• What to do: Once the pictures are set aside, transcribe the remaining data exactly.

──────── Source material

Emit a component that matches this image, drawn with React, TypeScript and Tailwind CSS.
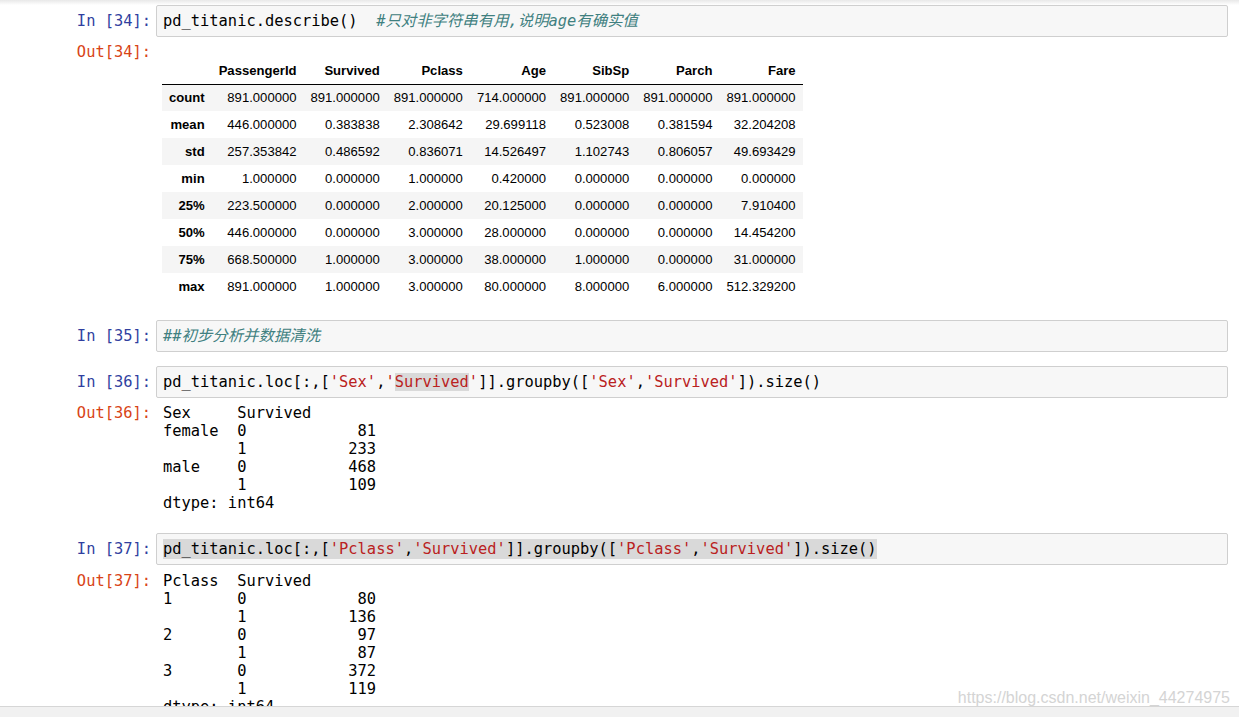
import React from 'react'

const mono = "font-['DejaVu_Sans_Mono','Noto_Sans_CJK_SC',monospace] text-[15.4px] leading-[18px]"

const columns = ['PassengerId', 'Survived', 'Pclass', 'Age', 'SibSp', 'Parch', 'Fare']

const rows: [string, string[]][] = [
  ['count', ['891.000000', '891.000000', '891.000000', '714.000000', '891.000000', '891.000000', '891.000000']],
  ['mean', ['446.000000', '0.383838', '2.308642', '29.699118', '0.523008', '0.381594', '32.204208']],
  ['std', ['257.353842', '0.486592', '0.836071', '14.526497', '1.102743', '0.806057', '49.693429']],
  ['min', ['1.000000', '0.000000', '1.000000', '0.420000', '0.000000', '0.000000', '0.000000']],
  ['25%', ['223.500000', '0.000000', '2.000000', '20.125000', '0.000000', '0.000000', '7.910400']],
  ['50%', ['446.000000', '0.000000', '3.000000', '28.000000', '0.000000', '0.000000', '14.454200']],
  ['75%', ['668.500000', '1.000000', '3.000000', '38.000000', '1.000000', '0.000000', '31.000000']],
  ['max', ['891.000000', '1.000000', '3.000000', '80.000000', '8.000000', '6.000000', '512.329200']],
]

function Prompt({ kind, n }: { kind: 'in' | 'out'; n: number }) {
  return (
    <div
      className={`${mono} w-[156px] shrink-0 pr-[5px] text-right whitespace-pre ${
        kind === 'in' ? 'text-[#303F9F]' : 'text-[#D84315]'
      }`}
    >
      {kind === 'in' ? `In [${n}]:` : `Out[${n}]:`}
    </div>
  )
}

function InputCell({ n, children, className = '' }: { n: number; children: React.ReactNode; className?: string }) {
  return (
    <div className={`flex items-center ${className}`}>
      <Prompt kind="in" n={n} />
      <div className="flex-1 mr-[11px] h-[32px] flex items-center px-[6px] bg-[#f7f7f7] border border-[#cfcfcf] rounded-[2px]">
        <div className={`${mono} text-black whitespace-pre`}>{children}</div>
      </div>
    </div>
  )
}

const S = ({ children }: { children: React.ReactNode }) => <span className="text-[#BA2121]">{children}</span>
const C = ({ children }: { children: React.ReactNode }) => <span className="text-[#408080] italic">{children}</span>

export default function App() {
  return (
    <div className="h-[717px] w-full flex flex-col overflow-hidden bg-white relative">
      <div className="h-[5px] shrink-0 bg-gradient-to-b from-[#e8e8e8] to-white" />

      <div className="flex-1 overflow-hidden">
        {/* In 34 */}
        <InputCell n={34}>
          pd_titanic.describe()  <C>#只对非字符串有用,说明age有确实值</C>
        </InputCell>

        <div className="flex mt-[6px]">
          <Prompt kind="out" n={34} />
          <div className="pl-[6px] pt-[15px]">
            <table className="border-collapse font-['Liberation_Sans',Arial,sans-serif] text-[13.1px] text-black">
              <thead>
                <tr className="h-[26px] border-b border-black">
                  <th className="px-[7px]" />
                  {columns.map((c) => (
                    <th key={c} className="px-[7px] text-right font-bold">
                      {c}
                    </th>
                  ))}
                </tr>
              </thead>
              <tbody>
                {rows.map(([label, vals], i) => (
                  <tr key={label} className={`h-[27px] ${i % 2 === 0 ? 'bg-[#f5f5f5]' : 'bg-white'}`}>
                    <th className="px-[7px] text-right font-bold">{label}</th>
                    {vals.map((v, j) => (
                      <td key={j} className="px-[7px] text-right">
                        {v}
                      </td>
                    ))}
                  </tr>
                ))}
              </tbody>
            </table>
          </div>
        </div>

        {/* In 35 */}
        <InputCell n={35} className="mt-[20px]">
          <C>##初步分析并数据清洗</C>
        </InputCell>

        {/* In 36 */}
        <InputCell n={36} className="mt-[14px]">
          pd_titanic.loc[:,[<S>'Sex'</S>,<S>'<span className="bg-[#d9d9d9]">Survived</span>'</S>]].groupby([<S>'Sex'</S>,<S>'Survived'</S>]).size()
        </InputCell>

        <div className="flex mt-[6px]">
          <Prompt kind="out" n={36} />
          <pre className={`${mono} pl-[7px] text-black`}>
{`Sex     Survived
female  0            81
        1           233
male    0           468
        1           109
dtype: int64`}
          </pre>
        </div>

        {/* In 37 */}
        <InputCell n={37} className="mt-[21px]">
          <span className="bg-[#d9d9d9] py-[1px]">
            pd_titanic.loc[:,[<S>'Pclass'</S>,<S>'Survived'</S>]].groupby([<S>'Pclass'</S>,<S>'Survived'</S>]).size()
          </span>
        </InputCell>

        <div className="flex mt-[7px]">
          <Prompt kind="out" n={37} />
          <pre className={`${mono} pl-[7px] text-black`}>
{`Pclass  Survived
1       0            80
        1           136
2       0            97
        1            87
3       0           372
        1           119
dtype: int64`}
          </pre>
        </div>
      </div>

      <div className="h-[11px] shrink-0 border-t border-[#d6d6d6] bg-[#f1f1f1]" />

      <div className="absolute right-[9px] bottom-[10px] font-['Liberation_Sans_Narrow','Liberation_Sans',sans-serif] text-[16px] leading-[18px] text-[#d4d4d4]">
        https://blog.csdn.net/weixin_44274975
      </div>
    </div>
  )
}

────────────────

• Finished answer:
Emit a component that matches this image, drawn with React, TypeScript and Tailwind CSS.
import React from 'react'

const mono = "font-['DejaVu_Sans_Mono','Noto_Sans_CJK_SC',monospace] text-[15.4px] leading-[18px]"

const columns = ['PassengerId', 'Survived', 'Pclass', 'Age', 'SibSp', 'Parch', 'Fare']

const rows: [string, string[]][] = [
  ['count', ['891.000000', '891.000000', '891.000000', '714.000000', '891.000000', '891.000000', '891.000000']],
  ['mean', ['446.000000', '0.383838', '2.308642', '29.699118', '0.523008', '0.381594', '32.204208']],
  ['std', ['257.353842', '0.486592', '0.836071', '14.526497', '1.102743', '0.806057', '49.693429']],
  ['min', ['1.000000', '0.000000', '1.000000', '0.420000', '0.000000', '0.000000', '0.000000']],
  ['25%', ['223.500000', '0.000000', '2.000000', '20.125000', '0.000000', '0.000000', '7.910400']],
  ['50%', ['446.000000', '0.000000', '3.000000', '28.000000', '0.000000', '0.000000', '14.454200']],
  ['75%', ['668.500000', '1.000000', '3.000000', '38.000000', '1.000000', '0.000000', '31.000000']],
  ['max', ['891.000000', '1.000000', '3.000000', '80.000000', '8.000000', '6.000000', '512.329200']],
]

function Prompt({ kind, n }: { kind: 'in' | 'out'; n: number }) {
  return (
    <div
      className={`${mono} w-[156px] shrink-0 pr-[5px] text-right whitespace-pre ${
        kind === 'in' ? 'text-[#303F9F]' : 'text-[#D84315]'
      }`}
    >
      {kind === 'in' ? `In [${n}]:` : `Out[${n}]:`}
    </div>
  )
}

function InputCell({ n, children, className = '' }: { n: number; children: React.ReactNode; className?: string }) {
  return (
    <div className={`flex items-center ${className}`}>
      <Prompt kind="in" n={n} />
      <div className="flex-1 mr-[11px] h-[32px] flex items-center px-[6px] bg-[#f7f7f7] border border-[#cfcfcf] rounded-[2px]">
        <div className={`${mono} text-black whitespace-pre`}>{children}</div>
      </div>
    </div>
  )
}

const S = ({ children }: { children: React.ReactNode }) => <span className="text-[#BA2121]">{children}</span>
const C = ({ children }: { children: React.ReactNode }) => <span className="text-[#408080] italic">{children}</span>

export default function App() {
  return (
    <div className="h-[717px] w-full flex flex-col overflow-hidden bg-white relative">
      <div className="h-[5px] shrink-0 bg-gradient-to-b from-[#e8e8e8] to-white" />

      <div className="flex-1 overflow-hidden">
        {/* In 34 */}
        <InputCell n={34}>
          pd_titanic.describe()  <C>#只对非字符串有用,说明age有确实值</C>
        </InputCell>

        <div className="flex mt-[6px]">
          <Prompt kind="out" n={34} />
          <div className="pl-[6px] pt-[15px]">
            <table className="border-collapse font-['Liberation_Sans',Arial,sans-serif] text-[13.1px] text-black">
              <thead>
                <tr className="h-[26px] border-b border-black">
                  <th className="px-[7px]" />
                  {columns.map((c) => (
                    <th key={c} className="px-[7px] text-right font-bold">
                      {c}
                    </th>
                  ))}
                </tr>
              </thead>
              <tbody>
                {rows.map(([label, vals], i) => (
                  <tr key={label} className={`h-[27px] ${i % 2 === 0 ? 'bg-[#f5f5f5]' : 'bg-white'}`}>
                    <th className="px-[7px] text-right font-bold">{label}</th>
                    {vals.map((v, j) => (
                      <td key={j} className="px-[7px] text-right">
                        {v}
                      </td>
                    ))}
                  </tr>
                ))}
              </tbody>
            </table>
          </div>
        </div>

        {/* In 35 */}
        <InputCell n={35} className="mt-[20px]">
          <C>##初步分析并数据清洗</C>
        </InputCell>

        {/* In 36 */}
        <InputCell n={36} className="mt-[14px]">
          pd_titanic.loc[:,[<S>'Sex'</S>,<S>'<span className="bg-[#d9d9d9]">Survived</span>'</S>]].groupby([<S>'Sex'</S>,<S>'Survived'</S>]).size()
        </InputCell>

        <div className="flex mt-[6px]">
          <Prompt kind="out" n={36} />
          <pre className={`${mono} pl-[7px] text-black`}>
{`Sex     Survived
female  0            81
        1           233
male    0           468
        1           109
dtype: int64`}
          </pre>
        </div>

        {/* In 37 */}
        <InputCell n={37} className="mt-[21px]">
          <span className="bg-[#d9d9d9] py-[1px]">
            pd_titanic.loc[:,[<S>'Pclass'</S>,<S>'Survived'</S>]].groupby([<S>'Pclass'</S>,<S>'Survived'</S>]).size()
          </span>
        </InputCell>

        <div className="flex mt-[7px]">
          <Prompt kind="out" n={37} />
          <pre className={`${mono} pl-[7px] text-black`}>
{`Pclass  Survived
1       0            80
        1           136
2       0            97
        1            87
3       0           372
        1           119
dtype: int64`}
          </pre>
        </div>
      </div>

      <div className="h-[11px] shrink-0 border-t border-[#d6d6d6] bg-[#f1f1f1]" />

      <div className="absolute right-[9px] bottom-[10px] font-['Liberation_Sans_Narrow','Liberation_Sans',sans-serif] text-[16px] leading-[18px] text-[#d4d4d4]">
        https://blog.csdn.net/weixin_44274975
      </div>
    </div>
  )
}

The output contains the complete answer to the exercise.